Answer
A vector parametrization for the line is
${\bf{r}}\left( t \right) = \left( {1 + 2t,1 + t,1 + 4t} \right)$,
where $ - \infty < t < \infty $.
Work Step by Step
A line through the points $\left( {2,0, - 1} \right)$ and $\left( {4,1,3} \right)$ has direction vector ${\bf{v}}$ given by
${\bf{v}} = \left( {4,1,3} \right) - \left( {2,0, - 1} \right) = \left( {2,1,4} \right)$
We write ${P_0} = \left( {1,1,1} \right)$. So, ${{\bf{r}}_0} = \overrightarrow {O{P_0}} = \left( {1,1,1} \right)$.

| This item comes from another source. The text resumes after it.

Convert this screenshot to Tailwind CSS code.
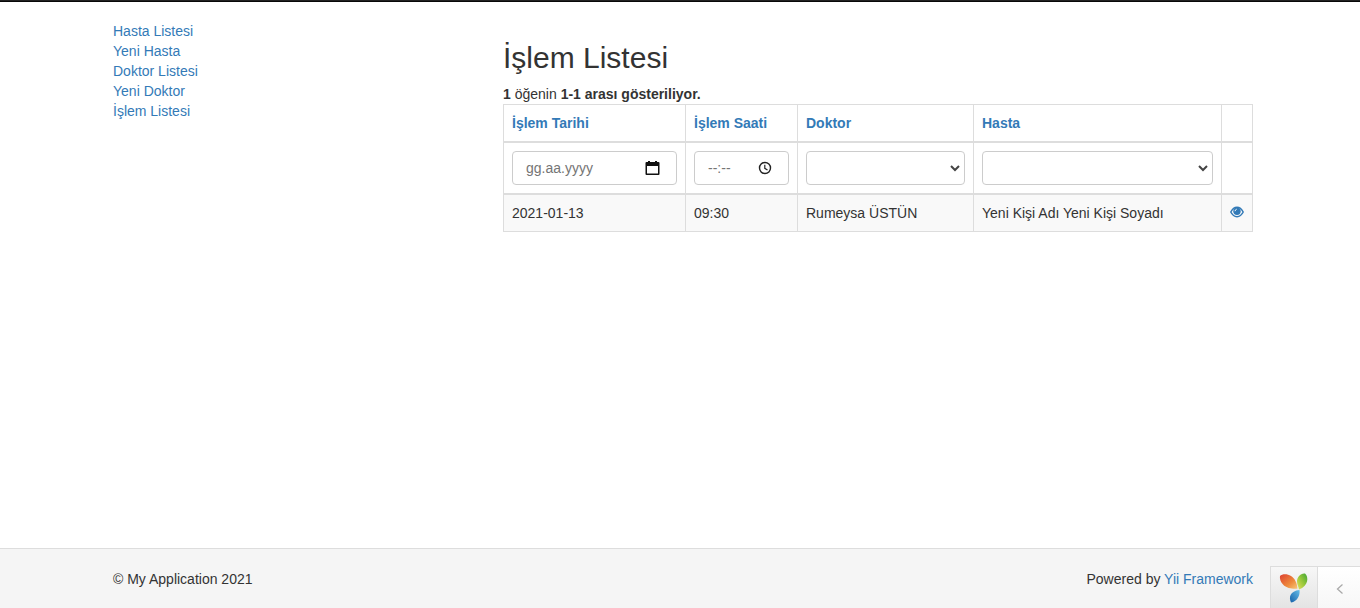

Using Eq. (5), the line through ${P_0} = \left( {1,1,1} \right)$ in the direction of ${\bf{v}} = \left( {2,1,4} \right)$ has vector parametrization:
${\bf{r}}\left( t \right) = {{\bf{r}}_0} + t{\bf{v}} = \left( {1,1,1} \right) + t\left( {2,1,4} \right)$
${\bf{r}}\left( t \right) = \left( {1 + 2t,1 + t,1 + 4t} \right)$,
where $ - \infty < t < \infty $.